What works for me is to add an additional grep pipe to filter out the invalid UTF-8 lines from the stuff to be parsed, i.e., change > grep -v ^commit to > grep -av ^commit | grep -ax '.*' The -a makes grep parse binary files as text, and the -x picks only matching lines, filtering out invalid UTF-8. See link below for a reference: http://unix.stackexchange.com/questions/6516/filtering-invalid-utf8 I will apply this fix if others are in agreement.
An alternative that discards only characters instead of lines, also listed in the link above is to use > grep -av ^commit | iconv -c -t UTF-8
Fixed by commit below. https://gitweb.gentoo.org/repo/gentoo.git/commit/?id=93107b6974084bd968d73c5c2b09a054e433972e Pull request placed upstream too. https://github.com/hoxu/gitstats/pull/63 commit 93107b6974084bd968d73c5c2b09a054e433972e Author: Guilherme Amadio <amadio@gentoo.org> Date: Thu Mar 24 11:09:16 2016 -0300 dev-vcs/gitstats-0_pre131024: fix bug #575946 Gentoo-bug: 575946 Reported-by: Martin Mokrejš Package-Manager: portage-2.2.28
(In reply to Guilherme Amadio from comment #10) > An alternative that discards only characters instead of lines, also listed > in the link above is to use > > > grep -av ^commit | iconv -c -t UTF-8 I would have preferred this one (just discarding one character but cannot is be really converted to us-ascii?). Interestingly, I was also trying to use iconv to convert away the non-ascii chars but I failed. Maybe that was because of the russian azbuka, I don't remember now. I thought there is another bug - a users LANG or other LC_* variables affects how grep works and if it switches itself into the binary mode the process gets stuck. Maybe gitstat could internally force its own LANG/LC_CTYPE/other but I do not know which one and to what value. Forcing all to UTF8 did not help in my hands. So, my opinion was and still is there is more needed on the gitstats side to. I do not know how this translates to a general expectation that gitstats should respects users environment settings eventually for it own output. Maybe that should be only respected in output HTML encoding. If not, it should cherry-pick some env variable and forcibly pass it to forked grep processes ('export LC_CTYPE' does not work). I did not learn enough how the USE=nls affects grep binary, also gnuplot has a nls use flag. Quite knotted situation.
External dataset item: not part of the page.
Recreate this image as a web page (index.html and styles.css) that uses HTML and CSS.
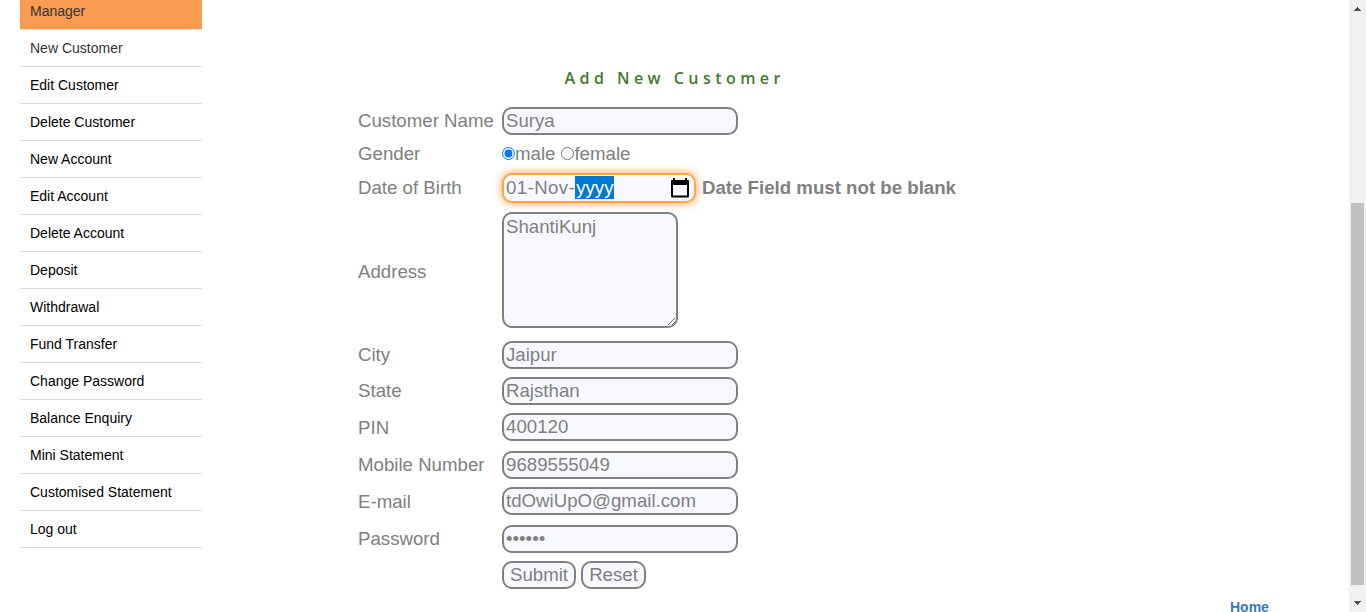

(In reply to Martin Mokrejš from comment #12) > (In reply to Guilherme Amadio from comment #10) > > An alternative that discards only characters instead of lines, also listed > > in the link above is to use > > > > > grep -av ^commit | iconv -c -t UTF-8 > > I would have preferred this one (just discarding one character but cannot is > be really converted to us-ascii?). Interestingly, I was also trying to use > iconv to convert away the non-ascii chars but I failed. Maybe that was > because of the russian azbuka, I don't remember now. I totally agree. I also would have preferred the iconv solution. I tested it and it didn't work, so I used the solution with grep. Of course, if we can make iconv work, I will happily update the patch. > I thought there is another bug - a users LANG or other LC_* variables > affects how grep works and if it switches itself into the binary mode the > process gets stuck. Maybe gitstat could internally force its own > LANG/LC_CTYPE/other but I do not know which one and to what value. Forcing > all to UTF8 did not help in my hands. So, my opinion was and still is there > is more needed on the gitstats side to. The -a option to grep forces it not to switch to binary mode, so there is no need to change the locale. > I do not know how this translates to a general expectation that gitstats > should respects users environment settings eventually for it own output. > Maybe that should be only respected in output HTML encoding. If not, it > should cherry-pick some env variable and forcibly pass it to forked grep > processes ('export LC_CTYPE' does not work). In this case, I don't think that the locale is the problem, as the data in the commits contains unicode presumably, but with invalid characters. Since it's a mixture of different enconding, any single enconding will fail. The LC_ALL=en_US.UTF-8 solution shown above did not solve the problem for me.